• SOURCE DATA:
(begin)

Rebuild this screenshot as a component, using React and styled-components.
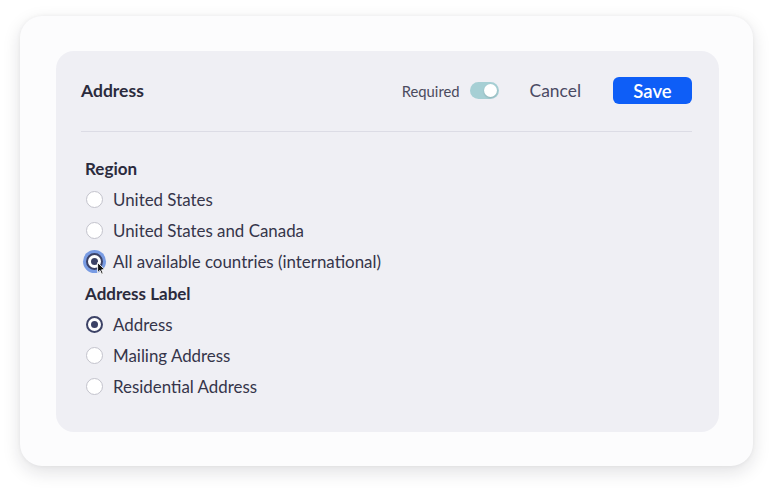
import React, { useState } from 'react'
import styled, { createGlobalStyle } from 'styled-components'

const Global = createGlobalStyle`
  body {
    margin: 0;
    background: #ffffff;
    font-family: "Lato", "Noto Sans", sans-serif;
  }
`

const Stage = styled.div`
  padding: 16px 21px 25px 20px;
`
const Card = styled.div`
  width: 733px;
  height: 450px;
  box-sizing: border-box;
  padding: 35px 34px 34px 36px;
  background: #fcfcfd;
  border-radius: 22px;
  box-shadow: 0 6px 18px rgba(20, 20, 40, 0.13), 0 0 4px rgba(20, 20, 40, 0.05);
`
const Panel = styled.div`
  height: 100%;
  box-sizing: border-box;
  padding: 0 27px 0 25px;
  background: #efeff4;
  border-radius: 18px;
`
const Header = styled.div`
  display: flex;
  align-items: center;
  padding: 26px 0 27px;
  border-bottom: 1px solid #dcdce5;
`
const Title = styled.div`
  flex: 1;
  font-size: 17.5px;
  font-weight: 700;
  color: #2b2b3d;
`
const RequiredLabel = styled.span`
  font-size: 14.8px;
  color: #4b4b5e;
  margin-right: 10px;
`
const Toggle = styled.span`
  width: 29px;
  height: 17px;
  border-radius: 9px;
  background: #a6cfd4;
  display: flex;
  align-items: center;
  justify-content: flex-end;
  padding: 0 2px;
  box-sizing: border-box;
  margin-right: 31px;
`
const Knob = styled.span`
  width: 13px;
  height: 13px;
  border-radius: 50%;
  background: #ffffff;
  box-shadow: 0 1px 2px rgba(0, 0, 0, 0.15);
`
const TextButton = styled.button`
  border: none;
  background: none;
  font: inherit;
  font-size: 17.4px;
  color: #4a4a63;
  padding: 0;
  margin-right: 32px;
`
const SaveButton = styled.button`
  border: none;
  width: 79px;
  height: 27px;
  border-radius: 6px;
  background: #0e5ef7;
  color: #ffffff;
  font: inherit;
  font-size: 18.5px;
  font-weight: 600;
`
const Body = styled.div`
  display: flex;
  flex-direction: column;
  padding-top: 25px;
`
const GroupLabel = styled.div`
  font-size: 17px;
  font-weight: 700;
  color: #2b2b3d;
  line-height: 24px;
  margin: ${(p) => (p.$first ? '0' : '5px')} 0 3px 4px;
`
const Option = styled.label`
  display: flex;
  align-items: center;
  height: 31px;
  padding-left: 5px;
  font-size: 16.9px;
  color: #35354a;
  cursor: pointer;
`
const Dot = styled.span`
  position: relative;
  flex: none;
  width: 17px;
  height: 17px;
  box-sizing: border-box;
  border-radius: 50%;
  margin-right: 10px;
  background: #ffffff;
  border: ${(p) => (p.$on ? '2.5px solid #3c4266' : '1.5px solid #c3c3cc')};
  box-shadow: ${(p) => (p.$focus ? '0 0 0 3px rgba(70, 120, 220, 0.7)' : 'none')};
  display: flex;
  align-items: center;
  justify-content: center;
  &::after {
    content: '';
    display: ${(p) => (p.$on ? 'block' : 'none')};
    width: 7px;
    height: 7px;
    border-radius: 50%;
    background: #3c4266;
  }
`
const Pointer = styled.svg`
  position: absolute;
  left: 9px;
  top: 7px;
  width: 9px;
  height: 13px;
`

const regions = ['United States', 'United States and Canada', 'All available countries (international)']
const labels = ['Address', 'Mailing Address', 'Residential Address']

const App = () => {
  const [region, setRegion] = useState(2)
  const [label, setLabel] = useState(0)

  return (
    <Stage>
      <Global />
      <Card>
        <Panel>
          <Header>
            <Title>Address</Title>
            <RequiredLabel>Required</RequiredLabel>
            <Toggle>
              <Knob />
            </Toggle>
            <TextButton>Cancel</TextButton>
            <SaveButton>Save</SaveButton>
          </Header>
          <Body>
            <GroupLabel $first>Region</GroupLabel>
            {regions.map((r, i) => (
              <Option key={r} onClick={() => setRegion(i)}>
                <Dot $on={region === i} $focus={region === i && i === 2}>
                  {region === i && i === 2 && (
                    <Pointer viewBox="0 0 9 13">
                      <path d="M0.6 0.6 L0.6 10.6 L3 8.4 L4.6 12.2 L6.2 11.5 L4.6 7.8 L7.8 7.6 Z" fill="#111" stroke="#fff" strokeWidth="0.9" />
                    </Pointer>
                  )}
                </Dot>
                {r}
              </Option>
            ))}
            <GroupLabel>Address Label</GroupLabel>
            {labels.map((l, i) => (
              <Option key={l} onClick={() => setLabel(i)}>
                <Dot $on={label === i} />
                {l}
              </Option>
            ))}
          </Body>
        </Panel>
      </Card>
    </Stage>
  )
}

export default App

(end)

• EXERCISE TASK: Pick out the lines containing the string "components" and show them.

• COMPLETE ANSWER:
Rebuild this screenshot as a component, using React and styled-components.
import styled, { createGlobalStyle } from 'styled-components'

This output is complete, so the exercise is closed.